An explicit wait tells your script to pause for a specific condition to be met before continuing.
from selenium.webdriver.support.ui import WebDriverWait
from selenium.webdriver.support import expected_conditions as EC
# ... inside your try block ...
# Wait up to 10 seconds for the element with ID "results" to be visible
results_element = WebDriverWait(driver, 10).until(
EC.visibility_of_element_located((By.ID, "results"))
)
# Now you can safely interact with it
print("Results are visible!")
Why Explicit Waits are better than time.sleep():
- Reliability: Your script will run consistently on fast and slow networks.
- Speed: It only waits as long as necessary, not a fixed amount of time.
- Readability: The code clearly states what it's waiting for.
Handling Multiple Elements
If find_element finds one or more elements, find_elements (with an 's') finds all matching elements and returns a list.
# Find all links on the page
all_links = driver.find_elements(By.TAG_NAME, "a")
# Loop through them and print their text
for link in all_links:
print(link.text)
Handling Dropdowns and Alerts
Special UI components require special handling.
-
Dropdowns: Use the
Selectclass fromselenium.webdriver.support.ui.from selenium.webdriver.support.ui import Select select_element = driver.find_element(By.ID, "country-select") dropdown = Select(select_element) # Select by visible text dropdown.select_by_visible_text("United States") # Select by value dropdown.select_by_value("us") # Select by index (0-based) dropdown.select_by_index(0) -
Alerts/Prompts: JavaScript alerts pop up outside the browser's main window. You must switch to them to handle them.
# Trigger an alert (e.g., by clicking a button) driver.find_element(By.ID, "alert-button").click() # Switch to the alert alert = driver.switch_to.alert # Get the alert text print(alert.text) # Accept the alert (clicks "OK") alert.accept() # Or dismiss the alert (clicks "Cancel") # alert.dismiss()
Advanced Topics
-
Headless Mode: Run the browser without a visible UI. This is perfect for running on servers.
from selenium.webdriver.chrome.options import Options options = Options() options.add_argument("--headless") options.add_argument("--window-size=1920,1080") driver = webdriver.Chrome(service=ChromeService(ChromeDriverManager().install()), options=options) -
Taking Screenshots: Useful for debugging.

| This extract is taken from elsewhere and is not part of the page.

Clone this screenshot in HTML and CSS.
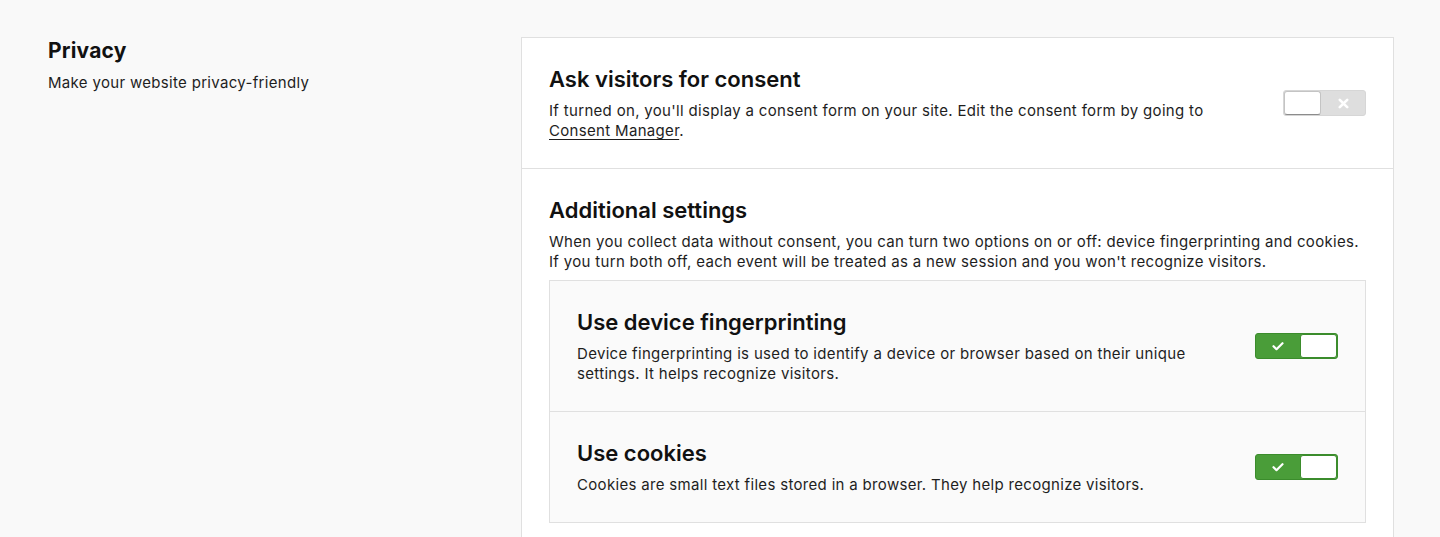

driver.save_screenshot("my_screenshot.png") -
Handling iFrames: If an element is inside an
<iframe>, you must first "switch" into it before you can interact with the elements inside.# Find the iframe iframe = driver.find_element(By.ID, "my-iframe") # Switch to it driver.switch_to.frame(iframe) # Now you can find elements inside the iframe driver.find_element(By.ID, "input-inside-iframe").send_keys("Hello") # Switch back to the main page content when done driver.switch_to.default_content()
Popular Alternatives
While Selenium is the king, other tools exist for specific needs:
- Playwright: A newer library from Microsoft. It's gaining popularity because it's faster, more reliable, and has a more modern API. It also supports Chromium, Firefox, and WebKit (Safari) with a single API.
- Pyppeteer: A Python port of Google's Puppeteer. It's designed specifically to control a headless version of Chrome/Chromium and is very fast but less flexible than Selenium for general web automation.
Summary
| Concept | Description |
|---|---|
| What it is | An API to control a real web browser programmatically. |
| Key Library | Selenium provides the Python bindings. |
| The Driver | A separate executable (chromedriver, geckodriver) that acts as a bridge. Use webdriver-manager to handle it automatically. |
| Finding Elements | Use locators like By.ID, By.CSS_SELECTOR, By.XPATH. Use browser dev tools. |
| Interacting | Use methods like .click(), .send_keys(). |
| Waiting | Always use Explicit Waits (WebDriverWait) instead of time.sleep(). |
| Best Practice | Always put driver.quit() in a finally block to ensure the browser closes. |
WebDriver is an incredibly powerful tool. Start with the basics, master the locators and explicit waits, and you'll be able to automate almost any web interaction you can imagine.